The study’s authors identified over 1,500 influential actors on climate change policy by compiling everyone who testified during a hearing about climate change during a period of two congressional sessions, any organization that registered to lobby on the subject of climate change, and any political actor participating in the 2009 United Nations Climate Change Conference in Copenhagen. The authors ranked all of the actors based on how frequently they appeared on the list to come up with the 100 most influential individuals and organizations working on climate change policy. They then conducted a survey of the top 100 asking about their sources of information.

The researchers graphed their answers using statistical models to identify the presence of echo chambers, which occur when two actors with same preexisting beliefs share information in the way that reinforces those beliefs, or when an individual gets the same information through multiple sources.

“If you want to get a balanced view of science, you go to many different people to get your sources of information,” says study coauthor Dana Fisher. “We ended up finding that, instead, the information was being transmitted through what we’re calling ‘echo chambers.’ We’d see specific actors getting information from multiple sources, but their actual original source of information is the same. And it’s all people who have the same opinion when you ask them a question about climate change.”

Within the scientific community, the debate over the reality of man-made climate change is almost entirely settled. A large-scale review of scientific studies on the subject of climate change that took a position on one side or the other found that 97 percent held that the planet is warming due to human activity.
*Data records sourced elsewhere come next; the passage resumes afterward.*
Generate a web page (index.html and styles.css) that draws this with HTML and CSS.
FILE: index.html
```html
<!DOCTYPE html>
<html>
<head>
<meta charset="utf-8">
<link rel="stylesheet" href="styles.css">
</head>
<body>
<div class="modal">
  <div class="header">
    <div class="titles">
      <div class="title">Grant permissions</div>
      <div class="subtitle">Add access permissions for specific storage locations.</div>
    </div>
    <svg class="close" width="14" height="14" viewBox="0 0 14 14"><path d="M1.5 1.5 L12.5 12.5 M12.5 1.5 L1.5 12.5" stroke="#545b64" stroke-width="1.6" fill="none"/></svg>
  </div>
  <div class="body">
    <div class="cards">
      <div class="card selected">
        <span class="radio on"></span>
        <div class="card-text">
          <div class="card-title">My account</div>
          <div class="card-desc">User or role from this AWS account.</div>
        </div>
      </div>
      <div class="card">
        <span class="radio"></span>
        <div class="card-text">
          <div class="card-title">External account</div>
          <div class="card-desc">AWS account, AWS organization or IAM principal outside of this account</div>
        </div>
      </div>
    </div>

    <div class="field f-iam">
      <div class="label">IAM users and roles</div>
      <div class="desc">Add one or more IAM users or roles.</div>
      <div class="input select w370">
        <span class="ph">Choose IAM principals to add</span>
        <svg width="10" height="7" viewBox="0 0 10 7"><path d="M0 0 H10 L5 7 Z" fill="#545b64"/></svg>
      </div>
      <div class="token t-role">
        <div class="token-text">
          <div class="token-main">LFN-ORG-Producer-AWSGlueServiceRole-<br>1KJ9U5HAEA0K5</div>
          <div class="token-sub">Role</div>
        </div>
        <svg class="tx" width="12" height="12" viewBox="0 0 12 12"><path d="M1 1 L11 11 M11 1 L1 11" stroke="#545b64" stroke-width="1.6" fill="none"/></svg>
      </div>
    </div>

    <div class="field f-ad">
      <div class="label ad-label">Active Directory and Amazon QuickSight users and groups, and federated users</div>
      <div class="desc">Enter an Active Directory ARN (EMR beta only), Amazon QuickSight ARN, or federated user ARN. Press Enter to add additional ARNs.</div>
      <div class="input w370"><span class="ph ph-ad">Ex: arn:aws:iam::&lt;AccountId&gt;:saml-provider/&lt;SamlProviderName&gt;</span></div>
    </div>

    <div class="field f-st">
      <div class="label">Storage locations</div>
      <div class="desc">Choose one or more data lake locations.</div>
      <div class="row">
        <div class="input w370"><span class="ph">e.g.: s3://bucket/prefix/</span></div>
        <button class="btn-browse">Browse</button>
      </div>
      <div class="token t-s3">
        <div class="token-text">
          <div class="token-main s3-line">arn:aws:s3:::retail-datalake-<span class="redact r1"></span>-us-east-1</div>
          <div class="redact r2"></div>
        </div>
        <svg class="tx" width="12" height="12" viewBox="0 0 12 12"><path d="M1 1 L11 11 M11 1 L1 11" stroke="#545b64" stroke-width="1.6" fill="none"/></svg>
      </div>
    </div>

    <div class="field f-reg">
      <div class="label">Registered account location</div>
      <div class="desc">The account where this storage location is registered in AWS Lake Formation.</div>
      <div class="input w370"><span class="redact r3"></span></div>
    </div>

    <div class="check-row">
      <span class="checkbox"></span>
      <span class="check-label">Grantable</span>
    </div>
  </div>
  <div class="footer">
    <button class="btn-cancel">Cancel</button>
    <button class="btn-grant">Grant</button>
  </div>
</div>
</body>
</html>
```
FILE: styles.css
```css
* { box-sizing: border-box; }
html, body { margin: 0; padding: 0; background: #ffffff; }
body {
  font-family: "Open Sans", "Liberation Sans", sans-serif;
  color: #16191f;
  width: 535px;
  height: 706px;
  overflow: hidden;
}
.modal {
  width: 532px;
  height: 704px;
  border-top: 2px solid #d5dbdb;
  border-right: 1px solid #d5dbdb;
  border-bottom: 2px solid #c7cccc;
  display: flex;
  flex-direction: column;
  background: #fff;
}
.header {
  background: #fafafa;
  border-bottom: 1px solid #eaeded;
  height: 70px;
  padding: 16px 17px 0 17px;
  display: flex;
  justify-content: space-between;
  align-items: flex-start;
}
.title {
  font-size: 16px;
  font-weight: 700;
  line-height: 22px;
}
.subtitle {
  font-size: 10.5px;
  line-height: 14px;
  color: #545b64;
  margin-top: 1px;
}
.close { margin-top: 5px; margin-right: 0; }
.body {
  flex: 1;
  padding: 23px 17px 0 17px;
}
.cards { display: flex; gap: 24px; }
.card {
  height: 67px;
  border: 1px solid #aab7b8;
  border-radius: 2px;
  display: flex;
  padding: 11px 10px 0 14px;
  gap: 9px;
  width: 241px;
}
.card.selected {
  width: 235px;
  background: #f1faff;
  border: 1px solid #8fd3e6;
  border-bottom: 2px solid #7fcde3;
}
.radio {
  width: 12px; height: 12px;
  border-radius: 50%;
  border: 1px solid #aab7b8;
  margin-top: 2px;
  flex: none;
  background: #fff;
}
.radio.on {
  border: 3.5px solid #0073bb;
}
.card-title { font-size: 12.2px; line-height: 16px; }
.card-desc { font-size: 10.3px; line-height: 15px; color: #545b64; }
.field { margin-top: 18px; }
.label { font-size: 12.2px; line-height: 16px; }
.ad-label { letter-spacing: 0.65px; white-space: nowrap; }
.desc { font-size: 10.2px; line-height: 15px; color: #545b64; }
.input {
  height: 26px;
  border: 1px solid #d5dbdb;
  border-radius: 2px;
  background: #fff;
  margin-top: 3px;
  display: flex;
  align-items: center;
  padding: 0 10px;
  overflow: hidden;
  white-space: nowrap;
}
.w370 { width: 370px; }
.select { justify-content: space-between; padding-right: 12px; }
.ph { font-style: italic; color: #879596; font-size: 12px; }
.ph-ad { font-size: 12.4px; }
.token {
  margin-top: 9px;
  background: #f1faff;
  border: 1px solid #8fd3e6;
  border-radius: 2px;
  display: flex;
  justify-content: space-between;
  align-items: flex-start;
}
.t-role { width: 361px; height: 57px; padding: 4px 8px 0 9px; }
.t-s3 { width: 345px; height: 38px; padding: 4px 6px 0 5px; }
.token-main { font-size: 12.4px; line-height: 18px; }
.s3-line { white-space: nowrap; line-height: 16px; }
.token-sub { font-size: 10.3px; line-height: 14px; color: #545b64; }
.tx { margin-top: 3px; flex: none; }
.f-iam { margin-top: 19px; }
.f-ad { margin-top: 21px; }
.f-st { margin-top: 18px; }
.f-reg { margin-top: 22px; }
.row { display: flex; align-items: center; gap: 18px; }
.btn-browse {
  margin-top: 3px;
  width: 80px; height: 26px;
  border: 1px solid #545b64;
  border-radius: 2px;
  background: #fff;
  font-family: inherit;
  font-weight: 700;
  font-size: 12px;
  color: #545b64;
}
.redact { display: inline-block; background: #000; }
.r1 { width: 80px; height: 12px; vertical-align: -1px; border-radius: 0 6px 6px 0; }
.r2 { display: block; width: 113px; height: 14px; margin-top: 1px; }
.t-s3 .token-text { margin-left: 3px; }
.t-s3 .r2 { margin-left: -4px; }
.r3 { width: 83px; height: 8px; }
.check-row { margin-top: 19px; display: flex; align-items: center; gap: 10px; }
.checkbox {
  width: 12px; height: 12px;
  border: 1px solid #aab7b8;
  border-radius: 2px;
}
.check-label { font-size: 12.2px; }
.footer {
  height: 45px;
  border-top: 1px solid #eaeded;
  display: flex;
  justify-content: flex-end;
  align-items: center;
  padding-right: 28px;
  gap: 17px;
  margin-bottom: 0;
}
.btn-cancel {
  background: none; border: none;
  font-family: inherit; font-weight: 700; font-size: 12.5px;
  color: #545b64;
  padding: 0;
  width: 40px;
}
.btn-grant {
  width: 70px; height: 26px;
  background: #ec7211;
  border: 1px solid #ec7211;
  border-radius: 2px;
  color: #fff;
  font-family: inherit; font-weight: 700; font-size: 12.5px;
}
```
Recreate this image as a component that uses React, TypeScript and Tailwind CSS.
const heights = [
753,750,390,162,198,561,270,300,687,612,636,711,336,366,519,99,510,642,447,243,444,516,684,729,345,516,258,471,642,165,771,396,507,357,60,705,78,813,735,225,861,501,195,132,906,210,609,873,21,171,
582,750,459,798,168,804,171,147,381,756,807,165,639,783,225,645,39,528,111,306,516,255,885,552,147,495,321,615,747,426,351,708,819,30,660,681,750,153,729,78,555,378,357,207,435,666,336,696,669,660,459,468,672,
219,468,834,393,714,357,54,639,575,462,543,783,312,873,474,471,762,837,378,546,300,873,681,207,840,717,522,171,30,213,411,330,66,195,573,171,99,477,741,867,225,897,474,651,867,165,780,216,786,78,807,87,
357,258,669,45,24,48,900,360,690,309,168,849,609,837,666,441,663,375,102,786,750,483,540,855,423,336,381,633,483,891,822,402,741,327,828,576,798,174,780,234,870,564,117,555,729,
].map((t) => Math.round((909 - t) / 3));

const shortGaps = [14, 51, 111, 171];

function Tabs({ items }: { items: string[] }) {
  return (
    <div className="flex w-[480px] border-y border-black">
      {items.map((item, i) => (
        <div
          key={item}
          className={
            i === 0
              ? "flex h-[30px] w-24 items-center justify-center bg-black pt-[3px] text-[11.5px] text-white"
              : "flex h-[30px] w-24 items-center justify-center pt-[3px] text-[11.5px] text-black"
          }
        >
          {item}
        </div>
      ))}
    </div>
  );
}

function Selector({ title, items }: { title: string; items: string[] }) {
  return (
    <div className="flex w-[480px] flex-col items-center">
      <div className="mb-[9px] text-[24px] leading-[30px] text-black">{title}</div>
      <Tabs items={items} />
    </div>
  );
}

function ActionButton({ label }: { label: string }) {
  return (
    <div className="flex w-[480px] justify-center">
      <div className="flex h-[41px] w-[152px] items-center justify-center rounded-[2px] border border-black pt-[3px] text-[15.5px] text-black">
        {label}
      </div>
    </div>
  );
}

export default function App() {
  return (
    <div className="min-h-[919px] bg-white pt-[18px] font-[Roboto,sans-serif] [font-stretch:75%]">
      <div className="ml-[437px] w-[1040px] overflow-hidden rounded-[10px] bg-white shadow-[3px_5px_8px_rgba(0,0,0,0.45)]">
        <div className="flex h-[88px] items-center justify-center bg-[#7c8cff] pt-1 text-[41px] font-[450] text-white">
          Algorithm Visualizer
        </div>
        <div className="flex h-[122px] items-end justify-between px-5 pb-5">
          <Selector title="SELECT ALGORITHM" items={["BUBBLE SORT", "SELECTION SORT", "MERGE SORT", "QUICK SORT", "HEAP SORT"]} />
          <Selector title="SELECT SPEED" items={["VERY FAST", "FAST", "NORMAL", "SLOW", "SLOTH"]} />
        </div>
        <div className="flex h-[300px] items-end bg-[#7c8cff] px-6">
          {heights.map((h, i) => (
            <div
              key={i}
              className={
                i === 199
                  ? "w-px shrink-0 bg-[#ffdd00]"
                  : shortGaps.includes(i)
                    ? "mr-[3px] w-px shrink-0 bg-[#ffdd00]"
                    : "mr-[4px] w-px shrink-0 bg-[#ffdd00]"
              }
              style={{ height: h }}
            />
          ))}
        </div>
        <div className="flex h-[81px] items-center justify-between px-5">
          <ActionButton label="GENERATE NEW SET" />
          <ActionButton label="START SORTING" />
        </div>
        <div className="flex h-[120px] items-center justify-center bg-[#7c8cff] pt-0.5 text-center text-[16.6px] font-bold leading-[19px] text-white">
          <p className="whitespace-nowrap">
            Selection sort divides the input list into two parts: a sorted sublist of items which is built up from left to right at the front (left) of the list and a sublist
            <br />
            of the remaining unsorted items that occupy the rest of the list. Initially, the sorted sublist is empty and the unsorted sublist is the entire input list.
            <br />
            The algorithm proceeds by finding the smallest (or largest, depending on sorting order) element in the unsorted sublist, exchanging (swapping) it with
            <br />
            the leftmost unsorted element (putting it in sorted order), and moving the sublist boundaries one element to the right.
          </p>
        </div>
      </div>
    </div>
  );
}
“If you want to get a balanced view of science, you go to many different people to get your sources of information.”

Even so, in a vote held in January 2015, 49 United States senators came out against the non-binding measure holding that climate change was both real and man-made.

The study asserts that it’s possible for so many elected leaders to hold a view counter to the scientific consensus due to echo chambers constantly reinforcing the voices of the small number of scientists who argue against anthropogenic climate change.

This congressional split on climate change is also reflected in the American populace as a whole. Polling data released by the Carsey Institute last year found climate change to be the single most divisive issue in American politics. A whopping 83 percent of Democrats acknowledge that human beings are responsible for climate change, while only 36 percent of Republicans and 23 percent of Tea Party members do the same.

The study’s authors argue that the existence of echo chambers is largely a result of policymakers largely selecting experts based on advancing their specific political agendas rather than in an attempt to obtain the most relevant information, regardless of its source.

“Our findings suggest that scientific experts are called on by political actors, not just for the completeness of their knowledge, but for how well they fit into particular political narratives,” the coauthors write.

“Social structures that increase partisanship and extremity in these views do little else,” they add, “but hamper political and scientific progress.”